Foreign corporations must adapt to these thresholds, whether they involve a partnership, a corporation, or other forms of business structures, such as representative offices or regional headquarters.
7. Incentives for Foreign Corporations
The FIA, particularly after the amendments, includes incentives designed to attract foreign investments, such as tax holidays, exemption from certain import duties, and easier repatriation of profits. These incentives primarily target foreign-owned export enterprises and companies that provide high economic or employment impact.
8. Important Regulatory Bodies
Aside from the SEC, other government agencies play essential roles in regulating foreign investments in the Philippines:
- Board of Investments (BOI): Facilitates incentives for foreign entities in priority sectors, particularly those open to foreign equity participation.
- National Economic and Development Authority (NEDA): Contributes to determining sectors that will benefit from foreign investments.
- Bangko Sentral ng Pilipinas (BSP): Regulates foreign exchange and repatriation of profits for foreign corporations.
9. Implications for Foreign Corporations
Foreign corporations must adhere to the ownership restrictions to legally operate within the Philippines and fully benefit from incentives.
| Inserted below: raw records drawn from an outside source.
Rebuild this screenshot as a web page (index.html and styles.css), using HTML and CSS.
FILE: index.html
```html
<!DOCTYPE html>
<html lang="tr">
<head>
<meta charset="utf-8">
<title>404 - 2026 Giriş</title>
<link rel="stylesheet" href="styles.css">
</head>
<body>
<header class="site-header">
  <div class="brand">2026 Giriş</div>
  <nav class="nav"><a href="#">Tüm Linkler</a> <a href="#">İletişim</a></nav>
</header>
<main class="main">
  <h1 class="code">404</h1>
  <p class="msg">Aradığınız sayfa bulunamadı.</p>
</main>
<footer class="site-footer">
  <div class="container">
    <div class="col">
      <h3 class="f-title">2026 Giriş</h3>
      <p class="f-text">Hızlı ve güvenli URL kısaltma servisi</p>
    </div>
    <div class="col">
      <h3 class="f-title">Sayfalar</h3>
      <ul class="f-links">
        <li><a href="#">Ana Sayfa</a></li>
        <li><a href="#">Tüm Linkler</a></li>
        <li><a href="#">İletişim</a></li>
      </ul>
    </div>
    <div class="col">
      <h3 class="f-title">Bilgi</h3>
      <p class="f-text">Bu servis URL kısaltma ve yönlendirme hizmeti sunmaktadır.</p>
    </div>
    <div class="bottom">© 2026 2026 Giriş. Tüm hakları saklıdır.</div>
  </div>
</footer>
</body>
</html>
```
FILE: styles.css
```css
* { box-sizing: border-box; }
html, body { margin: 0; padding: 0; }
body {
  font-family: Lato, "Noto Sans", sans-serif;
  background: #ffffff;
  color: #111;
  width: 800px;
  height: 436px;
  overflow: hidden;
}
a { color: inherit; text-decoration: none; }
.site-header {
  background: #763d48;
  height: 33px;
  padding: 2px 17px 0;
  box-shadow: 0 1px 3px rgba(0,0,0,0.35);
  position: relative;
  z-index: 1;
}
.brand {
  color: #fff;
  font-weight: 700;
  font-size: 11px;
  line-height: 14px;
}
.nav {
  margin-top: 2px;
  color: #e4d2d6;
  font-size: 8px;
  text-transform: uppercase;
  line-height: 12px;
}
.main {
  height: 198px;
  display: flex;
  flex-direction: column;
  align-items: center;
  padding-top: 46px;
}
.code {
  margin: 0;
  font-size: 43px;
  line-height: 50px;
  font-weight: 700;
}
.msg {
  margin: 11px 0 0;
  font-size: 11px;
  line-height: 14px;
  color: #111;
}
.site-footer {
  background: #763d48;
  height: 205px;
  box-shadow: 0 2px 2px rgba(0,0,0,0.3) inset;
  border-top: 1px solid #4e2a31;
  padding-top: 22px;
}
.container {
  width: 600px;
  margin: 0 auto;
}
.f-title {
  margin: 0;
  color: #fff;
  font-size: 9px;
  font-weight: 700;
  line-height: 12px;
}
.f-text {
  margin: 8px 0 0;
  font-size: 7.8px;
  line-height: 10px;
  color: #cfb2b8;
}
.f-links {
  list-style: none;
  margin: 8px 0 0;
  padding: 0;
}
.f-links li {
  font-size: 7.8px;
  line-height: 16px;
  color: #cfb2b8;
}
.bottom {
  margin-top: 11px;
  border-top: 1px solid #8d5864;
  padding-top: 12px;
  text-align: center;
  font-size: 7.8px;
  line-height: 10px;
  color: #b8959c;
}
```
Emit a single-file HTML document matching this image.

Non-compliance could result in administrative sanctions, revocation of licenses, and potential penalties under Philippine law.
In conclusion, while the Foreign Investments Act and its amendments through R.A. Nos. 8179 and 11647 have made significant strides in opening the Philippine economy to foreign investors, the FINL remains a critical tool in protecting specific nationalized industries and ensuring Filipino control over strategic sectors.